Le paradoxe est là : la mort d'homme est survenue après l'intervention d'un policier seul, qui ne faisait pas partie du dispositif et a voulu interrompre une scène pourtant assez courante Porte de Saint-Cloud – où les débarquements en force, slogans frontistes à la gorge, donnent régulièrement lieu à des méfaits qui vont de l'intimidation à la ratonnade (5). "Les 'ratonnades' ne sont pas rares, mais habituellement personne n'intervient. Cette fois, un élément courageux est venu perturber l'enchaînement habituel de la violence", a estimé dont le sociologue Patrick Mignon, ancien médiateur auprès des supporters parisiens (Le Monde). Si ce policier n'avait pas surgi, doit-on penser que l'incident se serait résumé à un "simple" tabassage raciste qui n'aurait fait que quelques lignes dans les journaux du lendemain? Et surtout, pourquoi les personnels de police sur place ne sont-ils pas formés pour intervenir en pareil cas, afin d'appréhender ceux-là même que tout le monde veut mettre hors d'état de nuire?


Effets d'annonce
L'effet secondaire le plus prévisible devait être l'intervention du ministre de l'Intérieur, selon un scénario désormais parfaitement rodé: invitations Place Beauvau pour les protagonistes et annonce de durcissement. Tous les incidents liés au hooliganisme ont, au cours des dernières années, ainsi justifié des sorties tout à la fois lyriques et menaçantes, des annonces retentissantes et des promesses de rétablissement de l'ordre. Parfois mot pour mot et toujours en obtenant une couverture médiatique exceptionnelle sur ce terrain-là (voir Sarkozy bloqué au même stade)...

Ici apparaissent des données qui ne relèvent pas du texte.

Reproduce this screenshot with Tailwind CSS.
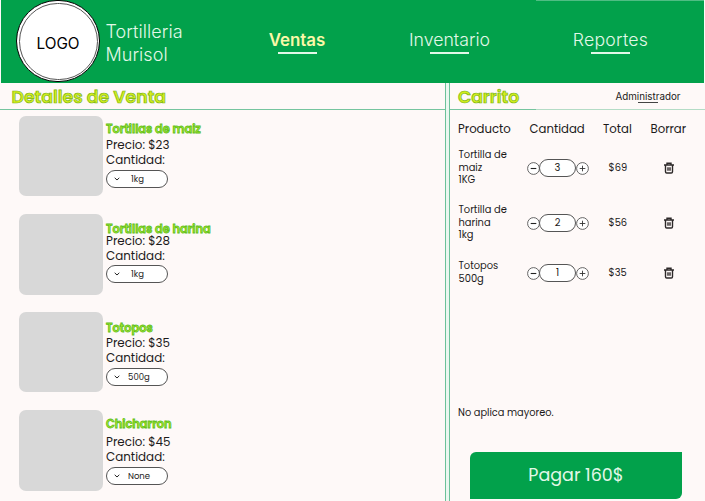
<!DOCTYPE html>
<html lang="es">
<head>
<meta charset="utf-8">
<title>Tortilleria Murisol</title>
<script src="https://cdn.jsdelivr.net/npm/@tailwindcss/browser@4"></script>
</head>
<body class="w-[705px] h-[501px] overflow-hidden bg-[#fef9f8] font-['Poppins','Inter',sans-serif] text-[#1c1a1a] whitespace-nowrap">
<svg class="hidden">
  <symbol id="trash" viewBox="0 0 24 24"><path d="M2 6h20M8 5.500V2.500h8v3M5 6.500V19.500a2.500 2.500 0 0 0 2.500 2.500h9A2.500 2.500 0 0 0 19 19.500V6.500M10 10.500v7M14 10.500v7" fill="none" stroke="#2c2828" stroke-width="2.800"/></symbol>
  <symbol id="minus" viewBox="0 0 13 13"><circle cx="6.500" cy="6.500" r="5.900" fill="#fff" stroke="#555" stroke-width=".9"/><path d="M3.700 6.500h5.600" stroke="#222" stroke-width="1.100"/></symbol>
  <symbol id="plus" viewBox="0 0 13 13"><circle cx="6.500" cy="6.500" r="5.900" fill="#fff" stroke="#555" stroke-width=".9"/><path d="M3.700 6.500h5.600M6.500 3.700v5.600" stroke="#333" stroke-width=".9"/></symbol>
  <symbol id="chev" viewBox="0 0 6 4"><path d="M.7.8 3 3 5.300.8" fill="none" stroke="#222" stroke-width="1"/></symbol>
</svg>
<div class="flex flex-col w-[705px] h-[501px]">
  <header class="flex h-[83px] shrink-0 ml-px mr-px bg-[linear-gradient(#4fbd83,#4fbd83),linear-gradient(#02a14b,#02a14b)] bg-[size:168px_1px,100%_100%] bg-[position:right_top,left_top] bg-no-repeat text-[#e2f8e8]">
    <div class="flex w-[84px] h-[82px] ml-[15px] rounded-full border border-black bg-white p-[1.500px]">
      <div class="flex-1 rounded-full border border-[#555] flex items-center justify-center pt-[6px] text-[15.300px] text-black font-['Inter',sans-serif]"><span>LOGO</span></div>
    </div>
    <div class="w-[168px] pl-[5.500px] pt-[19.500px] text-[18px] leading-[23px] tracking-[0.050px] font-light font-['Inter',sans-serif]">Tortilleria<br>Murisol</div>
    <nav class="flex pt-[29px] font-['Inter',sans-serif] text-[17.700px] font-light leading-[22px]">
      <a class="w-[58px] mr-[81px] flex flex-col items-center font-semibold text-[16.900px] text-[#faf8a8]"><span>Ventas</span><i class="w-[39px] h-[2px] mt-px bg-[#e2f8e8]"></i></a>
      <a class="w-[83px] mr-[81px] ml-px flex flex-col items-center"><span>Inventario</span><i class="w-[39px] h-[2px] mt-px bg-[#e2f8e8]"></i></a>
      <a class="w-[77px] flex flex-col items-center tracking-[0.250px]"><span>Reportes</span><i class="w-[39px] h-[2px] mt-px bg-[#e2f8e8]"></i></a>
    </nav>
  </header>
  <div class="flex flex-1 min-h-0">
    <main class="w-[445px]">
      <h1 class="h-[26px] pl-[11.500px] pt-px leading-[27px] text-[17.300px] font-semibold text-[#d5ee1c] [-webkit-text-stroke:0.700px_#78b414]">Detalles de Venta</h1>
      <div class="h-px bg-[#76c59f]"></div>
      <section class="flex h-[98px] pl-[19px] pt-[6px]">
        <div class="w-[84px] h-[80px] rounded-[7px] bg-[#d8d8d8] mr-[3px]"></div>
        <div class="pt-[5px] text-[11.900px] leading-[15px]">
          <h2 class="h-[17px] leading-[16px] font-semibold text-[11.400px] text-[#b4ee28] [-webkit-text-stroke:0.800px_#5cbe20]">Tortillas de maiz</h2>
          <p>Precio: $23</p><p>Cantidad:</p>
          <div class="mt-[2px] w-[62px] h-[18px] rounded-full border border-[#555] bg-white flex items-center pl-[7px] text-[8.500px]"><svg class="w-[6px] h-[4px]"><use href="#chev"/></svg><span class="w-[35px] text-center">1kg</span></div>
        </div>
      </section>
      <section class="flex h-[98px] pl-[19px] pt-[6px]">
        <div class="w-[84px] h-[81px] rounded-[7px] bg-[#d8d8d8] mr-[3px]"></div>
        <div class="pt-[7px] text-[11.900px] leading-[15px]">
          <h2 class="h-[13px] leading-[16px] font-semibold text-[11.400px] text-[#b4ee28] [-webkit-text-stroke:0.800px_#5cbe20]">Tortillas de harina</h2>
          <p>Precio: $28</p><p>Cantidad:</p>
          <div class="mt-px w-[62px] h-[18px] rounded-full border border-[#555] bg-white flex items-center pl-[7px] text-[8.500px]"><svg class="w-[6px] h-[4px]"><use href="#chev"/></svg><span class="w-[35px] text-center">1kg</span></div>
        </div>
      </section>
      <section class="flex h-[98px] pl-[19px] pt-[6px]">
        <div class="w-[84px] h-[80px] rounded-[7px] bg-[#d8d8d8] mr-[3px]"></div>
        <div class="pt-[8px] text-[11.900px] leading-[15px]">
          <h2 class="h-[16px] leading-[16px] font-semibold text-[11.400px] text-[#b4ee28] [-webkit-text-stroke:0.800px_#5cbe20]">Totopos</h2>
          <p>Precio: $35</p><p>Cantidad:</p>
          <div class="mt-[2px] w-[62px] h-[18px] rounded-full border border-[#555] bg-white flex items-center pl-[7px] text-[8.500px]"><svg class="w-[6px] h-[4px]"><use href="#chev"/></svg><span class="w-[38px] text-center">500g</span></div>
        </div>
      </section>
      <section class="flex h-[97px] pl-[19px] pt-[6px]">
        <div class="w-[84px] h-[81px] rounded-[7px] bg-[#d8d8d8] mr-[3px]"></div>
        <div class="pt-[6px] text-[11.900px] leading-[15px]">
          <h2 class="h-[19px] leading-[16px] font-semibold text-[11.400px] text-[#b4ee28] [-webkit-text-stroke:0.800px_#5cbe20]">Chicharron</h2>
          <p>Precio: $45</p><p>Cantidad:</p>
          <div class="mt-[2px] w-[62px] h-[18px] rounded-full border border-[#555] bg-white flex items-center pl-[7px] text-[8.500px]"><svg class="w-[6px] h-[4px]"><use href="#chev"/></svg><span class="w-[38px] text-center">None</span></div>
        </div>
      </section>
    </main>
    <div class="w-px bg-[#6cc29a]"></div>
    <div class="w-[3px] bg-[#ebf7f0]"></div>
    <div class="w-px bg-[#6cc29a]"></div>
    <aside class="flex-1">
      <div class="flex h-[26px] pl-[8px] leading-[27px]">
        <h1 class="w-[157.500px] pt-px text-[17.200px] font-semibold text-[#d5ee1c] [-webkit-text-stroke:0.700px_#78b414]">Carrito</h1>
        <div class="flex flex-col items-center pt-[8px] font-['Inter',sans-serif] text-[9.800px] leading-[12px]"><span>Administrador</span><i class="w-[20px] h-px bg-[#444] -mt-px"></i></div>
      </div>
      <div class="h-px bg-[linear-gradient(to_right,#76c59f_86px,#b4dcc6_86px)]"></div>
      <div class="grid grid-cols-[71.500px_73.500px_47.500px_50px] pl-[8px] pt-[11px] h-[33px] text-[11.700px] leading-[16px]">
        <span>Producto</span><span>Cantidad</span><span>Total</span><span>Borrar</span>
      </div>
      <div class="grid grid-cols-[68px_82px_54px_12px] items-center pl-[8.500px] h-[50px] text-[9.900px] leading-[12.700px]">
        <p>Tortilla de<br>maiz<br>1KG</p>
        <div class="flex items-center"><svg class="w-[13px] h-[13px]"><use href="#minus"/></svg><span class="w-[37px] h-[18px] -mx-[0.500px] rounded-full border border-[#555] bg-white flex items-center justify-center">3</span><svg class="w-[13px] h-[13px]"><use href="#plus"/></svg></div>
        <span>$69</span><svg class="w-[12px] h-[12px]"><use href="#trash"/></svg>
      </div>
      <div class="grid grid-cols-[68px_82px_54px_12px] items-center pl-[8.500px] h-[60px] text-[9.900px] leading-[12.700px]">
        <p>Tortilla de<br>harina<br>1kg</p>
        <div class="flex items-center"><svg class="w-[13px] h-[13px]"><use href="#minus"/></svg><span class="w-[37px] h-[18px] -mx-[0.500px] rounded-full border border-[#555] bg-white flex items-center justify-center">2</span><svg class="w-[13px] h-[13px]"><use href="#plus"/></svg></div>
        <span>$56</span><svg class="w-[12px] h-[12px]"><use href="#trash"/></svg>
      </div>
      <div class="grid grid-cols-[68px_82px_54px_12px] items-center pl-[8.500px] h-[40px] text-[9.900px] leading-[12.700px]">
        <p>Totopos<br>500g</p>
        <div class="flex items-center"><svg class="w-[13px] h-[13px]"><use href="#minus"/></svg><span class="w-[37px] h-[18px] -mx-[0.500px] rounded-full border border-[#555] bg-white flex items-center justify-center">1</span><svg class="w-[13px] h-[13px]"><use href="#plus"/></svg></div>
        <span>$35</span><svg class="w-[12px] h-[12px]"><use href="#trash"/></svg>
      </div>
      <p class="mt-[113px] pl-[8px] text-[9.800px] leading-[14px]">No aplica mayoreo.</p>
      <button class="block mt-[32px] ml-[20px] w-[212px] h-[47px] rounded-tl-[6px] rounded-br-[6px] bg-[#02a14b] text-[#e2f8e8] text-[17.500px]">Pagar 160$</button>
    </aside>
  </div>
</div>
</body>
</html>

Samedi, affirmant vouloir "sauver le football", le président de l'UMP a annoncé une énième "batterie de mesures"… Trois sur cinq ont déjà servi, à plusieurs reprises, aux fracassantes annonces précédentes. Notamment cette fameuse interdiction des associations prônant la violence ou le racisme. Comme si certaines inscrivaient ces tendances dans leurs statuts, et comme si le problème n'était pas justement les supporters "indépendants". Il annonce encore la multiplication des interdictions administratives de stade, dont on apprend qu'il faudrait de nouveau textes pour en améliorer l'efficacité (6). 
Restent, en guise de nouveautés, la tenue de réunions avant les matches, impliquant la police et les représentants des associations de supporters, ainsi que la vente exclusive des billets aux membres de ces dernières, afin de limiter l'accès des "indépendants". Il reviendrait ensuite à la Ligue de prononcer des sanctions plus sévères, comme des matches à huis clos.


Compétence zéro
De l'avis de nombreux spécialistes, le problème réside avant tout dans la non-application de dispositions dont certaines sont aussi vieilles que la loi Alliot-Marie (1994). Plus embêtant, les mesures décidées par le gouvernement au cours des dernières législatures paraissent soit inappliquées, soit inefficaces: annoncé depuis deux ans, le renforcement des opérations d'infiltration des milieux Ultras n'ont visiblement donné aucun résultat, par exemple.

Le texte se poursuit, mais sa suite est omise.